• OBJECTIVE
Find the lines with "screenshot" in them and copy them out.

• DATA
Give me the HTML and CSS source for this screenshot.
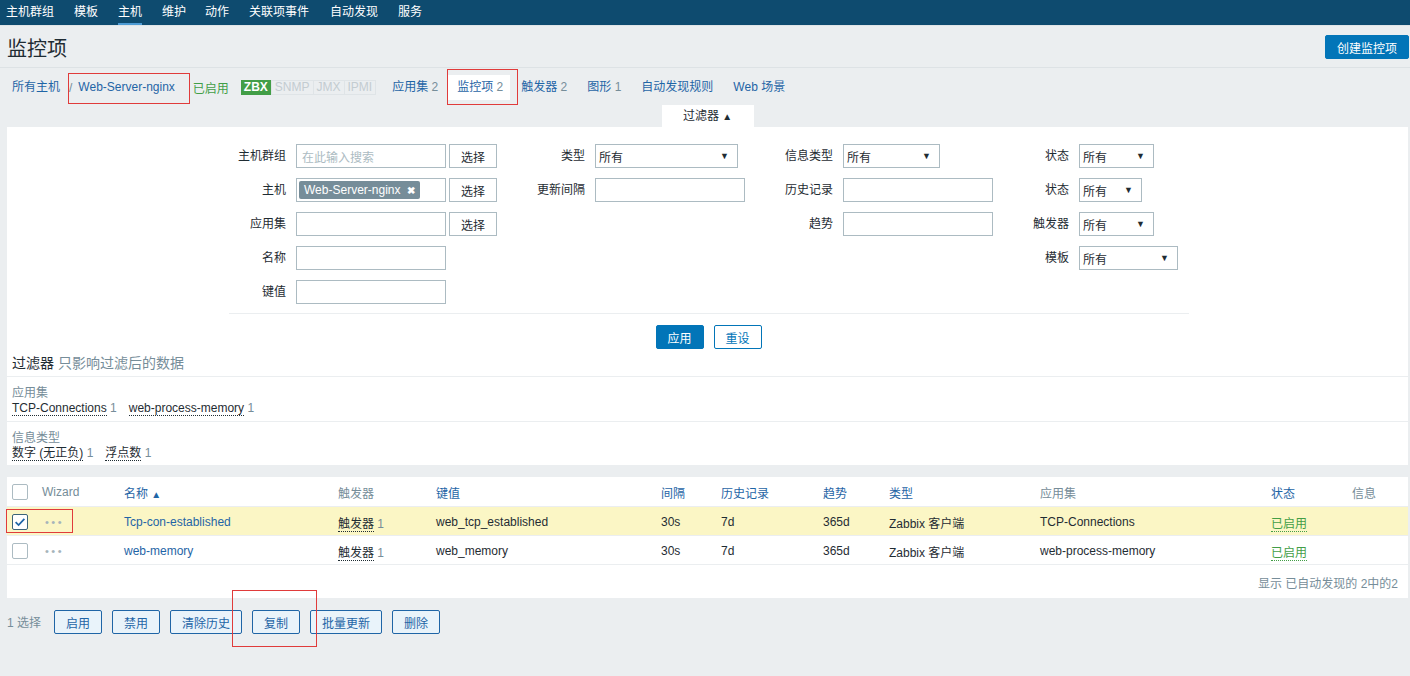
FILE: index.html
```html
<!DOCTYPE html>
<html lang="zh">
<head>
<meta charset="utf-8">
<title>监控项</title>
<link rel="stylesheet" href="styles.css">
</head>
<body>
<nav class="topnav">
  <a class="nav-item first">主机群组</a>
  <a class="nav-item">模板</a>
  <a class="nav-item active">主机</a>
  <a class="nav-item">维护</a>
  <a class="nav-item">动作</a>
  <a class="nav-item">关联项事件</a>
  <a class="nav-item">自动发现</a>
  <a class="nav-item">服务</a>
</nav>

<header class="page-header">
  <h1>监控项</h1>
  <button class="btn-primary">创建监控项</button>
</header>

<div class="breadcrumbs">
  <a class="crumb link">所有主机</a>
  <span class="sep">/</span>
  <a class="crumb link host">Web-Server-nginx</a>
  <span class="status-green">已启用</span>
  <span class="badge-zbx">ZBX</span>
  <span class="badge-grey"><span>SNMP</span><span>JMX</span><span>IPMI</span></span>
  <a class="crumb link tab first-tab">应用集 <span class="count">2</span></a>
  <a class="crumb link tab active">监控项 <span class="count">2</span></a>
  <a class="crumb link tab">触发器 <span class="count">2</span></a>
  <a class="crumb link tab">图形 <span class="count">1</span></a>
  <a class="crumb link tab">自动发现规则</a>
  <a class="crumb link tab">Web 场景</a>
</div>

<div class="filter-tabs">
  <span class="filter-tab">过滤器 <span class="arrow">▲</span></span>
</div>

<section class="filter-panel">
  <div class="filter-grid">
    <label class="lbl">主机群组</label>
    <div class="ctl"><span class="input placeholder">在此输入搜索</span><button class="btn-select">选择</button></div>
    <label class="lbl">类型</label>
    <div class="ctl"><span class="select w143">所有<i class="caret">▼</i></span></div>
    <label class="lbl">信息类型</label>
    <div class="ctl"><span class="select w97">所有<i class="caret">▼</i></span></div>
    <label class="lbl">状态</label>
    <div class="ctl"><span class="select w75">所有<i class="caret">▼</i></span></div>

    <label class="lbl">主机</label>
    <div class="ctl"><span class="input multi"><span class="chip">Web-Server-nginx <b class="x">✖</b></span></span><button class="btn-select">选择</button></div>
    <label class="lbl">更新间隔</label>
    <div class="ctl"><span class="input"></span></div>
    <label class="lbl">历史记录</label>
    <div class="ctl"><span class="input"></span></div>
    <label class="lbl">状态</label>
    <div class="ctl"><span class="select w63">所有<i class="caret">▼</i></span></div>

    <label class="lbl">应用集</label>
    <div class="ctl"><span class="input"></span><button class="btn-select">选择</button></div>
    <span></span>
    <span></span>
    <label class="lbl">趋势</label>
    <div class="ctl"><span class="input"></span></div>
    <label class="lbl">触发器</label>
    <div class="ctl"><span class="select w75">所有<i class="caret">▼</i></span></div>

    <label class="lbl">名称</label>
    <div class="ctl"><span class="input"></span></div>
    <span></span><span></span><span></span><span></span>
    <label class="lbl">模板</label>
    <div class="ctl"><span class="select w99">所有<i class="caret">▼</i></span></div>

    <label class="lbl">键值</label>
    <div class="ctl"><span class="input"></span></div>
  </div>
  <hr class="filter-hr">
  <div class="filter-buttons">
    <button class="btn-primary small">应用</button>
    <button class="btn-outline">重设</button>
  </div>
  <div class="subfilter-title"><span class="dark">过滤器</span> 只影响过滤后的数据</div>
  <div class="subfilter">
    <div class="sub-label">应用集</div>
    <div class="sub-links"><a class="dotted">TCP-Connections</a> <span class="count">1</span><a class="dotted gapped">web-process-memory</a> <span class="count">1</span></div>
  </div>
  <div class="subfilter">
    <div class="sub-label">信息类型</div>
    <div class="sub-links"><a class="dotted">数字 (无正负)</a> <span class="count">1</span><a class="dotted gapped">浮点数</a> <span class="count">1</span></div>
  </div>
</section>

<section class="table-panel">
  <table class="items">
    <colgroup>
      <col style="width:30px"><col style="width:82px"><col style="width:214px"><col style="width:98px">
      <col style="width:225px"><col style="width:60px"><col style="width:102px"><col style="width:66px">
      <col style="width:151px"><col style="width:231px"><col style="width:81px"><col style="width:61px">
    </colgroup>
    <thead>
      <tr>
        <th><span class="cb"></span></th>
        <th class="grey">Wizard</th>
        <th class="link">名称 <span class="sort">▲</span></th>
        <th class="grey">触发器</th>
        <th class="link">键值</th>
        <th class="link">间隔</th>
        <th class="link">历史记录</th>
        <th class="link">趋势</th>
        <th class="link">类型</th>
        <th class="grey">应用集</th>
        <th class="link">状态</th>
        <th class="grey">信息</th>
      </tr>
    </thead>
    <tbody>
      <tr class="selected">
        <td><span class="cb checked"><svg viewBox="0 0 16 16" width="14" height="14"><path d="M3 8.2 L6.4 11.5 L13 4.5" fill="none" stroke="#1f65a6" stroke-width="2"/></svg></span></td>
        <td class="dots">•••</td>
        <td><a class="link">Tcp-con-established</a></td>
        <td><a class="dotted">触发器</a> <span class="count">1</span></td>
        <td>web_tcp_established</td>
        <td>30s</td>
        <td>7d</td>
        <td>365d</td>
        <td>Zabbix 客户端</td>
        <td>TCP-Connections</td>
        <td><a class="dotted green">已启用</a></td>
        <td></td>
      </tr>
      <tr>
        <td><span class="cb"></span></td>
        <td class="dots">•••</td>
        <td><a class="link">web-memory</a></td>
        <td><a class="dotted">触发器</a> <span class="count">1</span></td>
        <td>web_memory</td>
        <td>30s</td>
        <td>7d</td>
        <td>365d</td>
        <td>Zabbix 客户端</td>
        <td>web-process-memory</td>
        <td><a class="dotted green">已启用</a></td>
        <td></td>
      </tr>
    </tbody>
  </table>
  <div class="table-footer">显示 已自动发现的 2中的2</div>
</section>

<div class="actions">
  <span class="selected-count">1 选择</span>
  <button class="btn-action">启用</button>
  <button class="btn-action">禁用</button>
  <button class="btn-action">清除历史</button>
  <button class="btn-action">复制</button>
  <button class="btn-action">批量更新</button>
  <button class="btn-action">删除</button>
</div>

<div class="mark mark-host"></div>
<div class="mark mark-tab"></div>
<div class="mark mark-row"></div>
<div class="mark mark-copy"></div>
</body>
</html>
```

FILE: styles.css
```css
* { box-sizing: border-box; }
html, body { margin: 0; padding: 0; }
body {
  background: #ebeef0;
  font-family: "Liberation Sans", "Noto Sans CJK SC", sans-serif;
  font-size: 12px;
  color: #1f2c33;
  width: 1410px;
  height: 676px;
  overflow: hidden;
  position: relative;
}
a { text-decoration: none; cursor: pointer; }
button { font-family: inherit; font-size: 12px; cursor: pointer; }

/* top nav */
.topnav {
  height: 26px;
  background: #0e4b6f;
  display: flex;
  align-items: stretch;
  border-bottom: 1px solid #dfe4e7;
}
.nav-item {
  color: #ffffff;
  padding: 0 10px;
  line-height: 24px;
  border-bottom: 2px solid transparent;
}
.nav-item.first { padding-left: 6px; }
.nav-item:nth-child(5) { padding-left: 9px; }
.nav-item:nth-child(6) { padding-right: 11px; }
.nav-item.active { border-bottom-color: #4d9bd4; padding: 0; margin: 0 10px 0 10px; }

/* header */
.page-header {
  height: 42px;
  display: flex;
  align-items: center;
  justify-content: space-between;
  padding: 0 1px 0 7px;
  border-bottom: 1px solid #dde2e5;
}
.page-header h1 {
  margin: 0;
  font-size: 20px;
  font-weight: normal;
  color: #1f2c33;
  padding-top: 2px;
}
.btn-primary {
  background: #0275b8;
  border: 1px solid #0275b8;
  color: #fff;
  height: 24px;
  padding: 0 11px;
  border-radius: 2px;
  margin-top: 1px;
}
.btn-primary.small { width: 48px; padding: 0; margin: 0; }

/* breadcrumbs */
.breadcrumbs {
  height: 37px;
  display: flex;
  align-items: center;
  padding-left: 12px;
  padding-top: 2px;
}
.link { color: #1f65a6; }
.crumb { line-height: 25px; }
.sep { color: #768d99; margin: 0 4px 0 9px; }
.host { margin-right: 18px; margin-left: 2px; }
.status-green { color: #429e47; margin-right: 12px; }
.badge-zbx {
  background: #429e47;
  color: #fff;
  font-weight: bold;
  padding: 0 3px;
  line-height: 15px;
  height: 15px;
  font-size: 12px;
  margin-right: 0;
}
.badge-grey {
  display: flex;
  border: 1px solid #dfe4e7;
  height: 15px;
  align-items: center;
  color: #c3ccd1;
  margin-right: 16px;
}
.badge-grey span { padding: 0 3px; line-height: 13px; }
.badge-grey span + span { border-left: 1px solid #dfe4e7; }
.count { color: #768d99; }
.tab { padding: 0 9px; margin-right: 2px; }
.tab.first-tab { padding-left: 0; margin-right: 1px; }
.tab.active { background: #ffffff; color: #1f65a6; padding: 0 7px 0 9px; }

/* filter tab */
.filter-tabs {
  display: flex;
  justify-content: center;
  height: 22px;
  padding-left: 5px;
}
.filter-tab {
  background: #fff;
  width: 92px;
  text-align: center;
  line-height: 22px;
  color: #1f2c33;
}
.filter-tab .arrow { font-size: 10px; }

/* filter panel */
.filter-panel {
  background: #fff;
  margin: 0 2px 0 7px;
  padding-top: 17px;
}
.filter-grid {
  display: grid;
  grid-template-columns: 96px 201px 98px 150px 98px 150px 86px 130px;
  grid-auto-rows: 24px;
  row-gap: 10px;
  margin-left: 193px;
}
.lbl {
  text-align: right;
  padding-right: 10px;
  line-height: 24px;
  white-space: nowrap;
}
.ctl { display: flex; align-items: center; }
.input {
  display: inline-flex;
  align-items: center;
  width: 150px;
  height: 24px;
  border: 1px solid #acbbc2;
  background: #fff;
  padding: 0 5px;
}
.input.placeholder { color: #acbbc2; }
.input.multi { padding: 0 2px; }
.chip {
  background: #768d99;
  color: #fff;
  padding: 0 5px;
  line-height: 18px;
  height: 18px;
  border-radius: 2px;
  white-space: nowrap;
}
.chip .x { font-size: 10px; margin-left: 3px; }
.btn-select {
  height: 24px;
  width: 48px;
  margin-left: 3px;
  background: #fff;
  border: 1px solid #acbbc2;
  color: #1f2c33;
  padding: 0;
}
.select {
  display: inline-flex;
  align-items: center;
  justify-content: space-between;
  height: 24px;
  border: 1px solid #acbbc2;
  background: #fff;
  padding: 0 8px 0 3px;
}
.caret { font-style: normal; font-size: 9px; color: #1f2c33; }
.w143 { width: 143px; }
.w97 { width: 97px; }
.w75 { width: 75px; }
.w63 { width: 63px; }
.w99 { width: 99px; }

.filter-hr {
  width: 960px;
  margin: 9px auto 0;
  border: 0;
  border-top: 1px solid #ebeef0;
  height: 0;
  position: relative;
  left: 1px;
}
.filter-buttons {
  display: flex;
  justify-content: center;
  gap: 10px;
  margin-top: 11px;
  padding-left: 2px;
}
.btn-outline {
  height: 24px;
  width: 48px;
  padding: 0;
  background: #fff;
  border: 1px solid #0275b8;
  color: #0275b8;
  border-radius: 2px;
}
.subfilter-title {
  font-size: 14px;
  color: #768d99;
  padding: 5px 5px 0;
  height: 28px;
  line-height: 18px;
  border-bottom: 1px solid #ebeef0;
}
.subfilter-title .dark { color: #1f2c33; }
.subfilter {
  padding: 9px 5px 5px;
  height: 44px;
  line-height: 15px;
}
.subfilter + .subfilter { border-top: 1px solid #ebeef0; height: 44px; }
.sub-label { color: #768d99; }
.dotted {
  color: #1f2c33;
  border-bottom: 1px dotted #1f2c33;
}
.dotted.green { color: #429e47; border-bottom-color: #429e47; }
.gapped { margin-left: 12px; }

/* table */
.table-panel {
  background: #fff;
  margin: 12px 2px 0 7px;
  height: 121px;
}
.items {
  width: 1401px;
  table-layout: fixed;
  border-collapse: collapse;
}
.items th, .items td {
  padding: 0 5px;
  text-align: left;
  white-space: nowrap;
  overflow: hidden;
}
.items th {
  font-weight: normal;
  height: 29px;
  padding-top: 2px;
  border-bottom: 1px solid #ebeef0;
}
.items td {
  height: 29px;
  border-bottom: 1px solid #ebeef0;
  padding-top: 3px;
}
.items th.grey { color: #768d99; }
.items th.link { color: #1f65a6; }
.sort { font-size: 10px; }
.items tr.selected td { background: #fbf6c5; }
.cb {
  display: inline-flex;
  align-items: center;
  justify-content: center;
  width: 16px;
  height: 16px;
  border: 1px solid #acbbc2;
  border-radius: 2px;
  background: #fff;
  vertical-align: middle;
}
.cb.checked { border-color: #3c6478; }
.dots { color: #a6b4bb; font-size: 11px; letter-spacing: 2.5px; padding-left: 8px !important; }
.table-footer {
  text-align: right;
  color: #768d99;
  padding: 9px 10px 0 0;
}

/* actions */
.actions {
  display: flex;
  align-items: center;
  gap: 10px;
  padding: 12px 0 0 7px;
}
.selected-count { color: #768d99; margin-right: 3px; margin-top: -2px; }
.btn-action {
  height: 24px;
  padding: 0 11px;
  min-width: 48px;
  background: #e9f3fa;
  border: 1px solid #1f65a6;
  color: #1f65a6;
  border-radius: 2px;
}

/* annotation boxes drawn over the screenshot */
.mark {
  position: absolute;
  border: 1px solid #e03b3b;
  pointer-events: none;
}
.mark-host { left: 68px; top: 73px; width: 122px; height: 31px; }
.mark-tab { left: 447px; top: 69px; width: 71px; height: 36px; }
.mark-row { left: 6px; top: 509px; width: 67px; height: 24px; }
.mark-copy { left: 232px; top: 590px; width: 85px; height: 57px; }
```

• CORRECT RESPONSE
Give me the HTML and CSS source for this screenshot.
/* annotation boxes drawn over the screenshot */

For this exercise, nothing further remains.